On 1/29/25 4:41 PM, Pavel Begunkov wrote:
> On 1/29/25 19:11, Max Kellermann wrote:
>> On Wed, Jan 29, 2025 at 7:56?PM Pavel Begunkov <asml.silence@xxxxxxxxx> wrote:
>>> What architecture are you running? I don't get why the reads
>>> are expensive while it's relaxed and there shouldn't even be
>>> any contention. It doesn't even need to be atomics, we still
>>> should be able to convert int back to plain ints.
>>
>> I measured on an AMD Epyc 9654P.
>> As you see in my numbers, around 40% of the CPU time was wasted on
>> spinlock contention. Dozens of io-wq threads are trampling on each
>> other's feet all the time.
>> I don't think this is about memory accesses being exceptionally
>> expensive; it's just about wringing every cycle from the code section
>> that's under the heavy-contention spinlock.
> 
> Ok, then it's an architectural problem and needs more serious
> reengineering, e.g. of how work items are stored and grabbed, and it
> might even get some more use cases for io_uring.
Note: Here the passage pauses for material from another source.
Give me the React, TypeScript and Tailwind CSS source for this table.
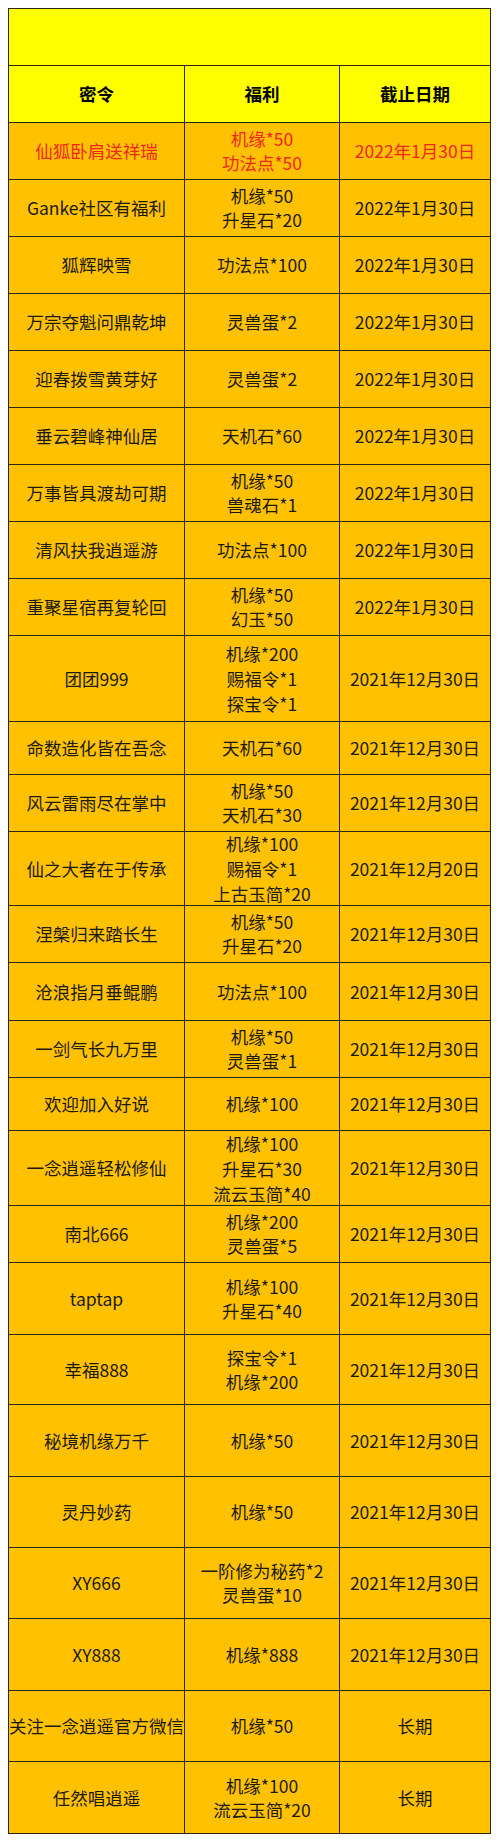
const rows: { code: string; gifts: string[]; date: string; h: string; red?: boolean }[] = [
  { code: '仙狐卧肩送祥瑞', gifts: ['机缘*50', '功法点*50'], date: '2022年1月30日', h: 'h-[57px]', red: true },
  { code: 'Ganke社区有福利', gifts: ['机缘*50', '升星石*20'], date: '2022年1月30日', h: 'h-[57px]' },
  { code: '狐辉映雪', gifts: ['功法点*100'], date: '2022年1月30日', h: 'h-[57px]' },
  { code: '万宗夺魁问鼎乾坤', gifts: ['灵兽蛋*2'], date: '2022年1月30日', h: 'h-[57px]' },
  { code: '迎春拨雪黄芽好', gifts: ['灵兽蛋*2'], date: '2022年1月30日', h: 'h-[57px]' },
  { code: '垂云碧峰神仙居', gifts: ['天机石*60'], date: '2022年1月30日', h: 'h-[57px]' },
  { code: '万事皆具渡劫可期', gifts: ['机缘*50', '兽魂石*1'], date: '2022年1月30日', h: 'h-[57px]' },
  { code: '清风扶我逍遥游', gifts: ['功法点*100'], date: '2022年1月30日', h: 'h-[57px]' },
  { code: '重聚星宿再复轮回', gifts: ['机缘*50', '幻玉*50'], date: '2022年1月30日', h: 'h-[57px]' },
  { code: '团团999', gifts: ['机缘*200', '赐福令*1', '探宝令*1'], date: '2021年12月30日', h: 'h-[86px]' },
  { code: '命数造化皆在吾念', gifts: ['天机石*60'], date: '2021年12月30日', h: 'h-[53px]' },
  { code: '风云雷雨尽在掌中', gifts: ['机缘*50', '天机石*30'], date: '2021年12月30日', h: 'h-[57px]' },
  { code: '仙之大者在于传承', gifts: ['机缘*100', '赐福令*1', '上古玉简*20'], date: '2021年12月20日', h: 'h-[74px]' },
  { code: '涅槃归来踏长生', gifts: ['机缘*50', '升星石*20'], date: '2021年12月30日', h: 'h-[57px]' },
  { code: '沧浪指月垂鲲鹏', gifts: ['功法点*100'], date: '2021年12月30日', h: 'h-[58px]' },
  { code: '一剑气长九万里', gifts: ['机缘*50', '灵兽蛋*1'], date: '2021年12月30日', h: 'h-[57px]' },
  { code: '欢迎加入好说', gifts: ['机缘*100'], date: '2021年12月30日', h: 'h-[53px]' },
  { code: '一念逍遥轻松修仙', gifts: ['机缘*100', '升星石*30', '流云玉简*40'], date: '2021年12月30日', h: 'h-[75px]' },
  { code: '南北666', gifts: ['机缘*200', '灵兽蛋*5'], date: '2021年12月30日', h: 'h-[57px]' },
  { code: 'taptap', gifts: ['机缘*100', '升星石*40'], date: '2021年12月30日', h: 'h-[72px]' },
  { code: '幸福888', gifts: ['探宝令*1', '机缘*200'], date: '2021年12月30日', h: 'h-[70px]' },
  { code: '秘境机缘万千', gifts: ['机缘*50'], date: '2021年12月30日', h: 'h-[72px]' },
  { code: '灵丹妙药', gifts: ['机缘*50'], date: '2021年12月30日', h: 'h-[71px]' },
  { code: 'XY666', gifts: ['一阶修为秘药*2', '灵兽蛋*10'], date: '2021年12月30日', h: 'h-[71px]' },
  { code: 'XY888', gifts: ['机缘*888'], date: '2021年12月30日', h: 'h-[72px]' },
  { code: '关注一念逍遥官方微信', gifts: ['机缘*50'], date: '长期', h: 'h-[71px]' },
  { code: '任然唱逍遥', gifts: ['机缘*100', '流云玉简*20'], date: '长期', h: 'h-[71px]' },
];

function Cell({ children, last, className = '' }: { children: React.ReactNode; last?: boolean; className?: string }) {
  return (
    <div
      className={`flex flex-col items-center justify-center overflow-hidden whitespace-nowrap text-center ${
        last ? '' : 'border-r border-[#2a2619]'
      } ${className}`}
    >
      {children}
    </div>
  );
}

export default function App() {
  return (
    <div className="min-h-[1842px] w-[500px] bg-white pt-[8px] pl-[8px]">
      <div
        className="w-[483px] border border-[#2a2619] text-[17.5px] leading-[24px] text-[#1c1a14]"
        style={{ fontFamily: '"Noto Sans CJK SC", "Noto Sans", sans-serif' }}
      >
        {/* title bar */}
        <div className="h-[57px] border-b border-[#2a2619] bg-[#ffff00]"></div>

        {/* header */}
        <div className="grid h-[57px] grid-cols-[176px_155px_150px] border-b border-[#2a2619] bg-[#ffff00] font-bold text-black">
          <Cell>密令</Cell>
          <Cell>福利</Cell>
          <Cell last>截止日期</Cell>
        </div>

        {rows.map((row, i) => (
          <div
            key={i}
            className={`grid grid-cols-[176px_155px_150px] bg-[#ffc100] ${row.h} ${
              i === rows.length - 1 ? '' : 'border-b border-[#2a2619]'
            } ${row.red ? 'text-[#f0281c]' : ''}`}
          >
            <Cell>{row.code}</Cell>
            <Cell className={row.gifts.length > 2 ? 'leading-[25px]' : ''}>
              {row.gifts.map((g) => (
                <span key={g}>{g}</span>
              ))}
            </Cell>
            <Cell last>{row.date}</Cell>
          </div>
        ))}
      </div>
    </div>
  );
}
FWIW, I'm not saying
> smaller optimisations shouldn't have place especially when they're
> clean.

Totally agree - io-wq would need some improvements on the where to queue
and pull work to make it scale better, which may indeed be a good idea
to do and would open it up to more use cases that currently don't make
much sense.

That said, also agree that the minor optimizations still have a place,
it's not like they will stand in the way of general improvements as
well.

-- 
Jens Axboe